Moderator Analyses Of Professional Development Design
Content focus did not influence any category of outcome variables, but it did influence a subcategory of student behavior: Changes in student achievement were positively influenced by higher content focus (F(1, 90) = 5.66, p = .02, B = 0.25, SE = 0.11). Active learning was a significant moderator for skills (F(1, 368) = 7.84, p = .005): Programs with more active learning opportunities reported larger effect sizes (B = 0.11, SE = 0.04). Specifically, the indicator alternating versus blocked design explained variance in effects sizes reflecting changes in the use of teaching methods (F(1, 88) = 9.03, p = .004), with larger changes reported in programs with alternating input and praxis phases (g = 0.78 [0.57; 0.99]) than in programs with a blocked design (g = 0.03 [-0.40; 0.46]).
Coherence with other learning activities had no influence, except for the subcategory changes in the perception of inclusive teaching methods were positively influenced by additional coherent learning activities (F(1, 60) = 4.80, p = .03, B = 0.11, SE = 0.07). Analyses of the indicators for coherence showed that programs requiring teachers to fulfill prerequisites for participation reported larger changes in the subcategories of perception of teaching methods (g = 0.60 [0.33; 0.87], F(1, 59) = 13.58, p = .005) and student achievement (g = 0.71 [0.18; 1.24], F(1, 90) = 5.20, p = .03) compared to programs that were open to all teachers (g = 0.13 [0.02; 0.24], g = 0.25 [0.09; 0.42], respectively).
We limited the analyses on duration to programs lasting up to 200 hours, representing about two-thirds of all effect sizes (64.6%), to reduce the influence of extreme programs due to large differences between them (range 2–750 hours). Following this reduction, we did not observe influences of the duration of training programs on any of the outcome categories and subcategories (Table 2 and Supplement J-M).
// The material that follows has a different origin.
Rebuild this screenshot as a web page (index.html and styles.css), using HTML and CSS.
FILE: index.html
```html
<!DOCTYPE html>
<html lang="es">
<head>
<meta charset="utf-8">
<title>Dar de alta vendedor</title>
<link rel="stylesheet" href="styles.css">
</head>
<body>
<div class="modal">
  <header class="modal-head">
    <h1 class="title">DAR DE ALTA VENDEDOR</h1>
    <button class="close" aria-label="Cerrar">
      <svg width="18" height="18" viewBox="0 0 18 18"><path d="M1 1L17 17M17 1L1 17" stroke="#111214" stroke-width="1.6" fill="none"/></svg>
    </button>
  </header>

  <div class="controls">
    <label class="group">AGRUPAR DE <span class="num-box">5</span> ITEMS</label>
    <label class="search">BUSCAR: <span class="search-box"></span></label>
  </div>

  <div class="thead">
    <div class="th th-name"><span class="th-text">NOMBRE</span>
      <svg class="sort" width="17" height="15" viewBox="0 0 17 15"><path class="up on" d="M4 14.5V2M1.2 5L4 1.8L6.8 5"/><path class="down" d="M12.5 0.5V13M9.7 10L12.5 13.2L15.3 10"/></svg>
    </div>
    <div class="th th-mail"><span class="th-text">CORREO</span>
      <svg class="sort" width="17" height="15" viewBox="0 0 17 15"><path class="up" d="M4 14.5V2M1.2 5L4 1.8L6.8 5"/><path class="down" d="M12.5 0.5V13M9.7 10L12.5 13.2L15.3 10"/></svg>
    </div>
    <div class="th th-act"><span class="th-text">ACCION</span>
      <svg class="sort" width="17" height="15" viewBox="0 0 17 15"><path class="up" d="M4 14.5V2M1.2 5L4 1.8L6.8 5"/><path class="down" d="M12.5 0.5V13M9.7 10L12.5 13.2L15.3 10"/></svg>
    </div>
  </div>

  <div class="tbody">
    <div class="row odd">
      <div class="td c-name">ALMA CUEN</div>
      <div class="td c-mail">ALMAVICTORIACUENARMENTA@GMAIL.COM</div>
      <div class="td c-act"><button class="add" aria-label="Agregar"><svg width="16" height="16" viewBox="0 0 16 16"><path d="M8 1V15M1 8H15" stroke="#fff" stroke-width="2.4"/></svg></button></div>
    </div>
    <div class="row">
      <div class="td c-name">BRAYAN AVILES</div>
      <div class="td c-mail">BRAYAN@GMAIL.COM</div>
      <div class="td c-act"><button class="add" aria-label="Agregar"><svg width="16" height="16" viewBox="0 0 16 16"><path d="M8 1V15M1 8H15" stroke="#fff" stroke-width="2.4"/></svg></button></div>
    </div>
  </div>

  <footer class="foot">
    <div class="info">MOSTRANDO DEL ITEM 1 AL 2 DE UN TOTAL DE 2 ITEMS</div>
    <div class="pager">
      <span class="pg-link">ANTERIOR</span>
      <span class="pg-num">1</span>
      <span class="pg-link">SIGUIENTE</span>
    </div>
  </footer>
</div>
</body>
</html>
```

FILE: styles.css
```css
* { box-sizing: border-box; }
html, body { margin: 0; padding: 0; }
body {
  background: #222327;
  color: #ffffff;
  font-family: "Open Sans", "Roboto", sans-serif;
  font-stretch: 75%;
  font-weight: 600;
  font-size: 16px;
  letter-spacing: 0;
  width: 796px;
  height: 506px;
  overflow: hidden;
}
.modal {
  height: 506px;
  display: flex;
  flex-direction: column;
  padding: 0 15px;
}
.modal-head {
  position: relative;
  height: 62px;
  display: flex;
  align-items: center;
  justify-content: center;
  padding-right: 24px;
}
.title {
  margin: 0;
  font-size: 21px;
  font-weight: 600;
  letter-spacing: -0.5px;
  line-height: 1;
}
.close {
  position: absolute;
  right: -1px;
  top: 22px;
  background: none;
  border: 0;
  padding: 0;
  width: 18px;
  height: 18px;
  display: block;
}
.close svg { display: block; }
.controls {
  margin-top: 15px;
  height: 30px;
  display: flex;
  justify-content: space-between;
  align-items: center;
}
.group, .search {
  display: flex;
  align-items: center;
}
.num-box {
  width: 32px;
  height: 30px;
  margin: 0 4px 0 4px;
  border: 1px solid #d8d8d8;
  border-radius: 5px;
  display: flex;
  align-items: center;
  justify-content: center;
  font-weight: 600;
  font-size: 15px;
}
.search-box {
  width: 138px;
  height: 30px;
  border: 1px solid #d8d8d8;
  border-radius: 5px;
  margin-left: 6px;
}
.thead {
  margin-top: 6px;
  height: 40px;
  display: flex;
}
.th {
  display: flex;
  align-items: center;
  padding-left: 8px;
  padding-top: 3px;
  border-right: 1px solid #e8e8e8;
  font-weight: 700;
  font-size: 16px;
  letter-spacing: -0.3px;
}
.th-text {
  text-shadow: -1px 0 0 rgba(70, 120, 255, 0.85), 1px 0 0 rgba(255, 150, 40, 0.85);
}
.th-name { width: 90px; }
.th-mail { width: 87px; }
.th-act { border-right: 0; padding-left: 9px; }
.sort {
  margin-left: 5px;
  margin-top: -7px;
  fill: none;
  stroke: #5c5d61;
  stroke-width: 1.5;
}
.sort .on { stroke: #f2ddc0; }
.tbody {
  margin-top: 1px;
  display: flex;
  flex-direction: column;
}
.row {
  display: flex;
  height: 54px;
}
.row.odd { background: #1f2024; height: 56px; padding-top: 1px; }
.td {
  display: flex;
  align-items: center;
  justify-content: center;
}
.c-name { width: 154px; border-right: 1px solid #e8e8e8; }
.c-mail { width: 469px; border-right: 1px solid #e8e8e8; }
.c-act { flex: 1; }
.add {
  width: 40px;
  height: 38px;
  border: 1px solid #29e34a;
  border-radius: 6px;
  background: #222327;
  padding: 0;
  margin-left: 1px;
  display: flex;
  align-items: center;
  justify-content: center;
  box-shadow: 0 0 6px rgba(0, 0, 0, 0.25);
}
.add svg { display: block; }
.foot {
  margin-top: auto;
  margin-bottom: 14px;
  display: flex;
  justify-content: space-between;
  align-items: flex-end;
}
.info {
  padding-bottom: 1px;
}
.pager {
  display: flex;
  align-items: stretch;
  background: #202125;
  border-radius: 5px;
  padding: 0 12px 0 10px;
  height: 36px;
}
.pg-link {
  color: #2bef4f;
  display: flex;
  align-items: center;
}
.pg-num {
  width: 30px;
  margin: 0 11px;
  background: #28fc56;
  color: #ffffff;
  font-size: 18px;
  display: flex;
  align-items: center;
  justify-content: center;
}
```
Collective participation did not influence any outcome category but negatively influenced the subcategory of student achievement (F(1, 90) = 7.71, p = .01, B = -0.21, SE = 0.08). When all school personnel participated, no effects on student achievement were observed (g = 0.06 [-0.06; 0.17]); however, small-to-moderate effects were observed when class teams participated (g = 0.3 [0.1; 0.5]) and moderate effects were noted when teachers participated with one colleague (g = 0.66 [0.16; 1.15]) and without colleagues (g = 0.74 [0.1; 1.39]). Studies offering certification after successful completion of the program observed larger effect sizes for knowledge gain (g = 1.39 [1.07; 1.72]) than did programs without certification (g = 0.86 [0.65; 1.08]) but this did not influence the other categories of outcome variables.
Study Quality
Study bias in the included studies was generally high (M = 3.74, SD = 1.36, Min = 1, Max = 8.5). Although moderation analysis of study bias indicated that study quality did not influence the observed effect sizes in the four outcome categories (all F < 1.4, all ps > .2, see Supplement G), its influence was observed in the subcategories of self-rated knowledge (F(1, 35) = 11.06, p = .002, B = -0.25, SE = 0.08) and use of inclusive teaching methods (F(1, 133) = 4.89, p = .03, B = -0.12, SE = 0.05), where less risk of bias was related to smaller effect sizes.
Publication Bias
Regarding the presence of publication bias, visual analyses of the contour-enhanced funnel plots indicate that the individual effects are roughly symmetrical (see Supplement F, H, and I). Most fall within the 99% confidence interval, and outliers stem from published and unpublished studies. Egger regression tests suggested symmetry for the funnel plots for all outcome categories and subcategories (all F < 1.3, all ps > .2). The power-enhanced funnel plots (see Fig. 4) illustrate substantial differences in detecting the estimated effect sizes between studies. Moreover, a few studies with very low power were included, but these fall within the normal range of effect sizes. Most studies have low power, especially those assessing beliefs (medpower = 21.5%) and student behavior (medpower = 41.8%). Power in studies assessing skills was rather moderate (medpower = 69.2%) and sufficient in studies assessing knowledge (medpower = 90.2%). Publication status was an inconsequential predictor of knowledge (F(1, 86) = 0.88, p = .35) and skills (F(1, 368) = 2.07, p = .15), but it moderated effects on beliefs (F(1, 457) = 6.85, p = .01) and student behavior (F(1, 200) = 4.77, p = .03). Larger effects were reported in published studies (beliefs: g = 0.30 [0.22; 0.38], student behavior: g = 0.49 [0.28; 0.71]) than in unpublished studies (g = 0.19 [0.13; 0.24], g = 0.17 [0.07; 0.28], respectively).
These methods suggest that publication bias is present, to a varying degree, in the current meta-analysis in outcome categories and subcategories. The analyses reveal that two typical sources of publication bias do not exert a large influence on the estimated effect sizes, as studies with small sample sizes and low power in this meta-analysis report effect sizes within the normal range. Because half of the included effect sizes stem from unpublished studies (53%), the risk of publication bias was reduced by design.